Scan the lines below for "React"; report the number of lines that contain it, and only that.

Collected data
Begin

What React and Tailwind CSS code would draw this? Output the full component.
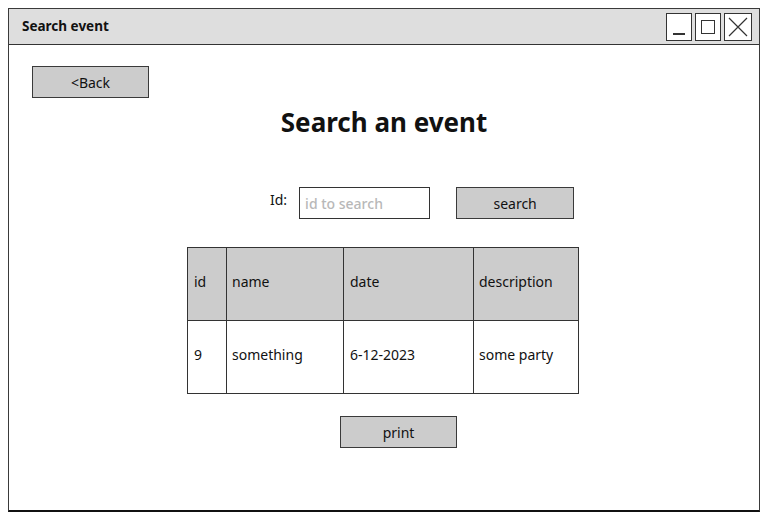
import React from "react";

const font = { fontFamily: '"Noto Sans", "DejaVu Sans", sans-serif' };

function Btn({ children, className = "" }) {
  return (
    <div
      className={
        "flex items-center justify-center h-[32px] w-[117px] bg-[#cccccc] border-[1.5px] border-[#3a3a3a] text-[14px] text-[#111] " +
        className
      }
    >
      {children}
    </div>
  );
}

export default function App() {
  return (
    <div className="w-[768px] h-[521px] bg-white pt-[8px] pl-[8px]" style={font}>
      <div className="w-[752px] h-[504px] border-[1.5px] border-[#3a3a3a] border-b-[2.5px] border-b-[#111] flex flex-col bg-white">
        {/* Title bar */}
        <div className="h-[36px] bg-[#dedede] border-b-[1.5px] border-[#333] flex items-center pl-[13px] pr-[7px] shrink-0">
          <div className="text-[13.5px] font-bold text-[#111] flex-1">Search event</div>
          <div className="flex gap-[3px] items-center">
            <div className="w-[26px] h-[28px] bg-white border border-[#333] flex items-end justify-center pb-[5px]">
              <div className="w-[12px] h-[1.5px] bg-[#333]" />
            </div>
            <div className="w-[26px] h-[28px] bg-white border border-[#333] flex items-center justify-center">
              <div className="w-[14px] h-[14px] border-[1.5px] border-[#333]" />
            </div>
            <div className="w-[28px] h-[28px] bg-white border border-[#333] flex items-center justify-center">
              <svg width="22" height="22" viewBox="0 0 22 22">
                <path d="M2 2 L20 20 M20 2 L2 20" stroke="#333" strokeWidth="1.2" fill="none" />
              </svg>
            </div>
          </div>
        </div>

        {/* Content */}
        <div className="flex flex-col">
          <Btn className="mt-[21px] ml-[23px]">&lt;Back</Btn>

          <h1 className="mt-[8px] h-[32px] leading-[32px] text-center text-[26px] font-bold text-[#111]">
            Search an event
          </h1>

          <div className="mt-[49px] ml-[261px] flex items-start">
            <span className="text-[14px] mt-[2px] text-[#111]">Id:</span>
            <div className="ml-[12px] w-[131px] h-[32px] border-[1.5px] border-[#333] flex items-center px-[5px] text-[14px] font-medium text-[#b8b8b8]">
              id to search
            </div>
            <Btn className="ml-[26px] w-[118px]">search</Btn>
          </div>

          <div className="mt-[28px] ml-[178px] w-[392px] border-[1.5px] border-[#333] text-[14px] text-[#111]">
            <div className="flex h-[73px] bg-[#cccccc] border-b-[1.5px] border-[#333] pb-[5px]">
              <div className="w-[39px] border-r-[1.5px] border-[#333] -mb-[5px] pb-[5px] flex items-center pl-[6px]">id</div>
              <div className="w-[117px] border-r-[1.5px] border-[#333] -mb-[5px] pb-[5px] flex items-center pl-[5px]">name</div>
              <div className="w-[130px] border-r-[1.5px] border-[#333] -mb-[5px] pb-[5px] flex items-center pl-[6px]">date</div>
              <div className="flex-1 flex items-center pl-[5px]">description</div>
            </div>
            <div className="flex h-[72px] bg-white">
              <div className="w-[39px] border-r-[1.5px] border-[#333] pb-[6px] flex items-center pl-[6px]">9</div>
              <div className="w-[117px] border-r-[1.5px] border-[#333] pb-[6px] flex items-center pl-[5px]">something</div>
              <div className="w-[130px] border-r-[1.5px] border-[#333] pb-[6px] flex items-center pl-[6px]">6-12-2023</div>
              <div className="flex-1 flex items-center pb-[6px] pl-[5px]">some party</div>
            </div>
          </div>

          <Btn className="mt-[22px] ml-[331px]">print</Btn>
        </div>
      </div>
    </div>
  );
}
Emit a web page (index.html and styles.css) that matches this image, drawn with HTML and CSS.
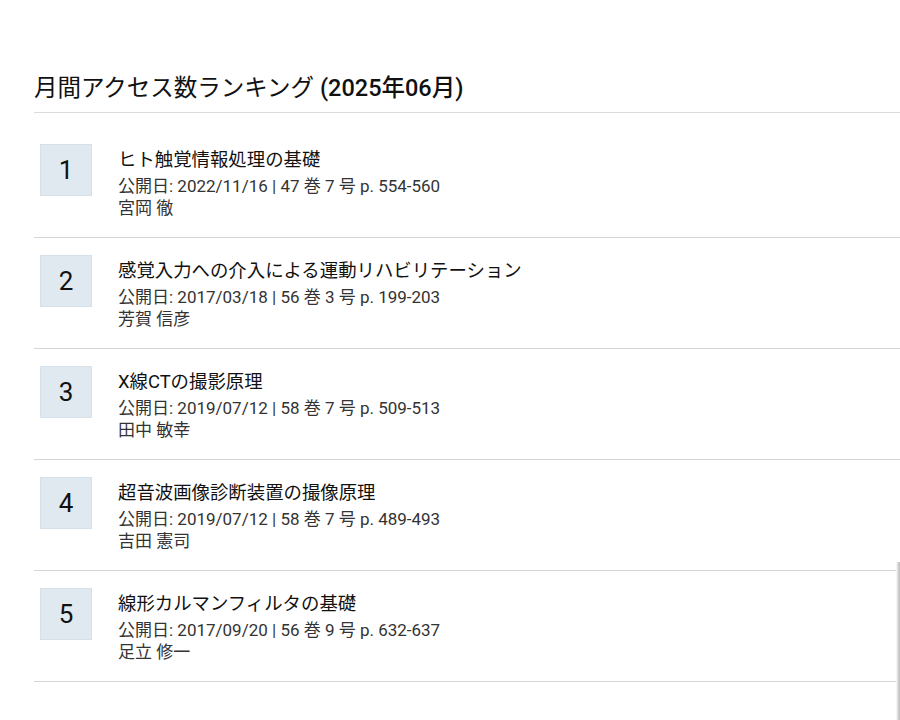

End

■ COMPLETE OUTPUT
2